Für die Zeit nach der Haftentlassung ist die Beibehaltung der Wohnsitzauflage durch die Beklagte ebenfalls nicht ermessensfehlerhaft. Es bestand keine Pflicht der Beklagten, zur Herstellung der Familieneinheit die Auflage für die Zeit nach Haftentlassung des Ehemannes aufzuheben. Bei der Frage der Beibehaltung einer Wohnsitzauflage ist allerdings auf berechtigte Wünsche der betreffenden Eheleute Rücksicht zu nehmen, wobei auch von Bedeutung ist, ob einer der Ehepartner ausreichenden Wohnraum hat oder einer Erwerbstätigkeit nachgeht, die er bei einem Wohnsitzwechsel aufgeben müsste. Nach der Haftentlassung hat sich der Ehemann jedoch bei der Klägerin aufgehalten, er hat sich in Lüneburg um Arbeit bemüht und wollte einen Führerschein machen (Schriftsatz der Beklagten vom 3.2.2003, Schriftsatz der Klägerin vom 15.4.2003). Die Familieneinheit wurde also in Lüneburg hergestellt, und in Lüneburg gab es eine gemeinsame Wohnung für die Familie. In Berlin bestand demgegenüber nur bei der Schwiegermutter der Klägerin eine Unterkunftsmöglichkeit, und in Berlin gab es keine Arbeitsstelle für den Ehemann. Dies sind Gesichtspunkte, die die Beibehaltung der Wohnsitzauflage bei der Klägerin gerechtfertigt haben.

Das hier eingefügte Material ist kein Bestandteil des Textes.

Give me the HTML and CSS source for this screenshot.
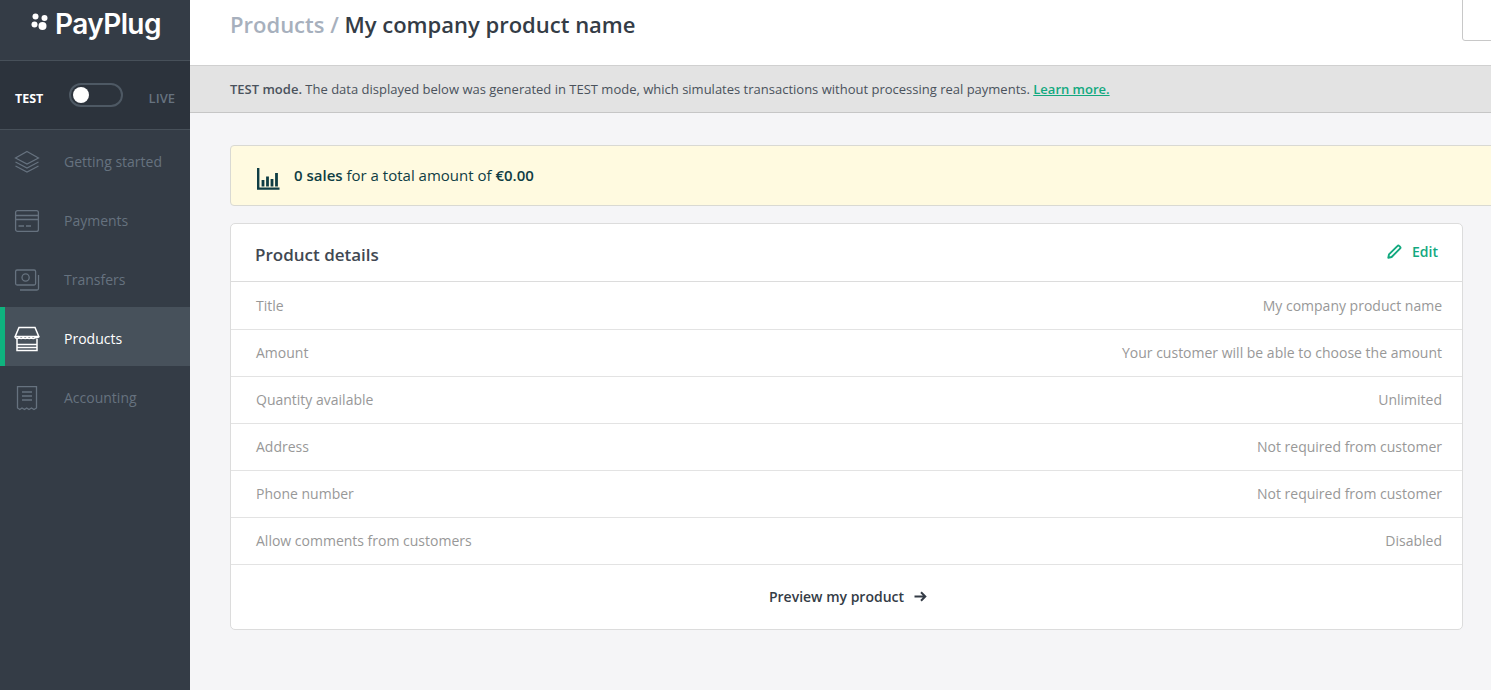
FILE: index.html
```html
<!DOCTYPE html>
<html lang="en">
<head>
<meta charset="utf-8">
<title>PayPlug - Product</title>
<link rel="stylesheet" href="styles.css">
</head>
<body>
<div class="app">
  <aside class="sidebar">
    <div class="brand">
      <svg class="brand-mark" width="18" height="18" viewBox="0 0 18 18"><circle cx="4.5" cy="3.5" r="3" fill="#fff"/><circle cx="13.5" cy="5" r="3" fill="#fff"/><circle cx="3.5" cy="11.5" r="3" fill="#fff"/><circle cx="11.5" cy="13" r="4" fill="#fff"/></svg>
      <span class="brand-name">PayPlug</span>
    </div>
    <div class="mode">
      <span class="mode-test">TEST</span>
      <span class="switch"><span class="knob"></span></span>
      <span class="mode-live">LIVE</span>
    </div>
    <nav class="nav">
      <a class="nav-item">
        <svg class="nav-icon" width="26" height="24" viewBox="0 0 26 24" fill="none" stroke="currentColor" stroke-width="1.2"><path d="M13 1.5 24.5 8 13 14 1.5 8Z"/><path d="M1.5 12 13 18 24.5 12"/><path d="M1.5 16 13 22 24.5 16"/></svg>
        <span>Getting started</span>
      </a>
      <a class="nav-item">
        <svg class="nav-icon" width="26" height="24" viewBox="0 0 26 24" fill="none" stroke="currentColor" stroke-width="1.3"><rect x="1.6" y="1.6" width="22.8" height="20.8" rx="2"/><path d="M1.6 6.5H24.4M1.6 10.5H24.4M4.5 17H10M12 17H17"/></svg>
        <span>Payments</span>
      </a>
      <a class="nav-item">
        <svg class="nav-icon" width="26" height="24" viewBox="0 0 26 24" fill="none" stroke="currentColor" stroke-width="1.3"><rect x="1.6" y="2" width="20" height="15" rx="1.5"/><circle cx="11.6" cy="9.5" r="3.6"/><path d="M24.5 7V20.5a1.5 1.5 0 0 1-1.5 1.5H6"/></svg>
        <span>Transfers</span>
      </a>
      <a class="nav-item active">
        <svg class="nav-icon" width="26" height="26" viewBox="0 0 26 26" fill="none" stroke="currentColor" stroke-width="1.5"><path d="M5 1.5H21L24.8 10.5H1.2Z"/><path d="M1.2 10.5a2 2 0 0 0 4 0 2 2 0 0 0 4 0 2 2 0 0 0 4 0 2 2 0 0 0 4 0 2 2 0 0 0 4 0 2 2 0 0 0 3.6 0"/><path d="M3 13V24.5H23V13M3 18.5H23M3 21.5H23"/></svg>
        <span>Products</span>
      </a>
      <a class="nav-item">
        <svg class="nav-icon" width="26" height="26" viewBox="0 0 26 26" fill="none" stroke="currentColor" stroke-width="1.3"><path d="M3.5 23V1.7H22.5V23L20 24.5 17.5 23 15 24.5 12.7 23 10.5 24.5 8 23 5.8 24.5Z"/><path d="M8 7H18M8 11H18M8 15H18"/></svg>
        <span>Accounting</span>
      </a>
    </nav>
  </aside>
  <main class="main">
    <header class="topbar">
      <h1 class="title"><span class="crumb">Products /</span> My company product name</h1>
      <div class="top-box"></div>
    </header>
    <p class="notice"><strong>TEST mode.</strong> The data displayed below was generated in TEST mode, which simulates transactions without processing real payments. <a class="notice-link">Learn more.</a></p>
    <div class="content">
      <div class="alert">
        <svg class="alert-icon" width="23" height="22" viewBox="0 0 23 22" fill="none" stroke="#0f3d44"><path d="M1.2 0V20.6H22.5" stroke-width="2.4"/><path d="M6 18.5V12M10.5 18.5V8.5M15 18.5V11M19.5 18.5V5" stroke-width="2.8"/></svg>
        <span><strong>0 sales</strong> for a total amount of <strong>€0.00</strong></span>
      </div>
      <section class="card">
        <div class="card-head">
          <h2 class="card-title">Product details</h2>
          <a class="edit">
            <svg width="15" height="15" viewBox="0 0 15 15" fill="none" stroke="#12a97f"><path d="M1.3 13.7 2 10.4 10.6 1.8a1 1 0 0 1 1.5 0l1.1 1.1a1 1 0 0 1 0 1.5L4.6 13Z" stroke-width="1.9" stroke-linejoin="round"/></svg>
            Edit
          </a>
        </div>
        <div class="row"><span>Title</span><span>My company product name</span></div>
        <div class="row"><span>Amount</span><span>Your customer will be able to choose the amount</span></div>
        <div class="row"><span>Quantity available</span><span>Unlimited</span></div>
        <div class="row"><span>Address</span><span>Not required from customer</span></div>
        <div class="row"><span>Phone number</span><span>Not required from customer</span></div>
        <div class="row"><span>Allow comments from customers</span><span>Disabled</span></div>
        <div class="card-foot">
          <a class="preview">Preview my product
            <svg width="13" height="11" viewBox="0 0 13 11" fill="none" stroke="#343c46" stroke-width="2"><path d="M0.5 5.5H11M7 1.2 11.3 5.5 7 9.8"/></svg>
          </a>
        </div>
      </section>
    </div>
  </main>
</div>
</body>
</html>
```
FILE: styles.css
```css
* { box-sizing: border-box; }
html, body { margin: 0; height: 100%; overflow: hidden; }
body { font-family: "Open Sans", sans-serif; font-size: 14px; color: #343c46; background: #f5f5f7; }
.app { display: flex; width: 1491px; height: 690px; overflow: hidden; }

.sidebar { width: 190px; flex: none; background: #343c46; }
.brand { height: 61px; border-bottom: 1px solid #475059; display: flex; align-items: flex-start; padding: 12px 0 0 31px; color: #fff; }
.brand-mark { margin: 1px 6px 0 0; }
.brand-name { font-family: Inter, sans-serif; font-size: 28px; font-weight: 600; line-height: 24px; letter-spacing: -0.6px; }
.mode { height: 69px; background: #2c333c; border-bottom: 1px solid #475059; display: flex; align-items: center; padding: 0 15px; font-size: 13px; font-weight: 600; }
.mode-test { color: #fff; font-weight: 700; font-size: 12.5px; width: 54px; margin-top: 6px; }
.mode-live { color: #66727f; margin-left: 26px; margin-top: 5px; }
.switch { width: 54px; height: 24px; border: 2px solid #4e5964; border-radius: 12px; padding: 2px 0 0 2px; }
.knob { display: block; width: 16px; height: 16px; border-radius: 50%; background: #fff; }

.nav-item { height: 59px; display: flex; align-items: center; padding: 3px 0 0 14px; color: #66727f; font-size: 14px; }
.nav-icon { width: 26px; flex: none; margin: 2px 24px 0 0; }
.nav-item.active { background: #47515b; color: #fff; box-shadow: inset 5px 0 0 #0fb37e; }

.main { flex: 1; min-width: 0; display: flex; flex-direction: column; overflow: hidden; }
.topbar { height: 66px; flex: none; background: #fff; border-bottom: 1px solid #d0d0d0; padding: 9px 0 0 40px; position: relative; }
.title { margin: 0; font-size: 22px; font-weight: 600; line-height: 30px; color: #343c46; }
.crumb { color: #a7b0bd; }
.top-box { position: absolute; right: -10px; top: -5px; width: 39px; height: 46px; border: 1px solid #c8c8c8; border-radius: 3px; background: #fff; }
.notice { margin: 0; height: 47px; flex: none; background: #e3e3e3; border-bottom: 1px solid #c6c6c6; padding: 0 40px; font-size: 13px; line-height: 46px; color: #4a525c; white-space: nowrap; }
.notice strong { font-weight: 600; }
.notice-link { color: #12a97f; font-weight: 600; text-decoration: underline; }

.content { padding: 32px 28px 0 40px; width: 1301px; }
.alert { width: 1400px; height: 61px; background: #fffae0; border: 1px solid #d9d9d3; border-radius: 4px; display: flex; align-items: center; padding: 0 0 2px 26px; color: #0f3d44; font-size: 15px; gap: 14px; }
.alert strong { font-weight: 600; }
.alert-icon { margin-top: 9px; }
.card { margin-top: 17px; width: 1233px; background: #fff; border: 1px solid #dcdcdc; border-radius: 5px; color: #989898; }
.card-head { height: 58px; margin-bottom: 1px; border-bottom: 1px solid #dcdcdc; display: flex; justify-content: space-between; padding: 0 24px; }
.card-title { margin: 0; font-size: 17px; font-weight: 600; color: #414852; line-height: 62px; }
.edit { color: #12a97f; font-weight: 600; display: flex; align-items: center; gap: 10px; height: 54px; }
.row { height: 47px; border-bottom: 1px solid #e3e3e3; display: flex; justify-content: space-between; align-items: center; padding: 0 20px 2px 25px; font-size: 14px; }
.card-foot { height: 64px; display: flex; justify-content: center; align-items: center; padding: 0 0 2px 3px; }
.preview { color: #343c46; font-weight: 600; font-size: 14px; display: flex; align-items: center; gap: 10px; }
```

Die tatsächlichen Umstände haben sich bis heute nicht grundlegend geändert.

Die spezielle Lebenssituation der Klägerin macht die Wohnsitzauflage ebenfalls nicht ermessensfehlerhaft.

Nach Ziff. 5.3 des Erlasses von 2002 kommt eine Streichung der Auflage in Betracht aufgrund der speziellen Lebenssituation eines Betroffenen, wenn dieser ein gewichtiges Interesse daran hat, dauerhaft außerhalb des Zuständigkeitsbereiches zu wohnen und eine Arbeitsaufnahme auf absehbare Zeit nicht zumutbar oder möglich ist (z. B. alleinerziehende Mutter mit Kleinkindern).

Die Voraussetzungen zur Anwendung dieser Ausnahmevorschrift sind nicht gegeben. Denn die Klägerin ist keine dauerhaft alleinerziehende Mutter, sondern lebt die überwiegende Zeit mit ihrem Ehemann zusammen. In der mündlichen Verhandlung hat sie erklärt, ihr Ehemann sei öfter in Lüneburg als in Berlin. Abgesehen davon ist ein gewichtiges Interesse daran, dauerhaft außerhalb des Zuständigkeitsbereiches von Stadt und Landkreis Lüneburg zu wohnen, nicht gegeben. Allein der bloße Wunsch, nach Berlin umzuziehen, ist kein ausreichender gewichtiger Grund, der die beklagte Stadt Lüneburg zwingt, die Wohnsitzauflage aufzuheben.

Die Berufung wird zugelassen, da es immer noch von grundsätzlicher Bedeutung ist, ob Wohnsitzbeschränkungen ergehen können, um "Binnenwanderungen" ausländischer Sozialhilfeempfänger entgegenzuwirken (§ 124a Abs. 1 Satz 1 i.V.m. § 124 Abs. 2 Nr. 3 VwGO; vgl. zur Zulassung der Revision wegen dieser Frage Nds. OVG, Beschl. v. 6.6.2001 a.a.O.).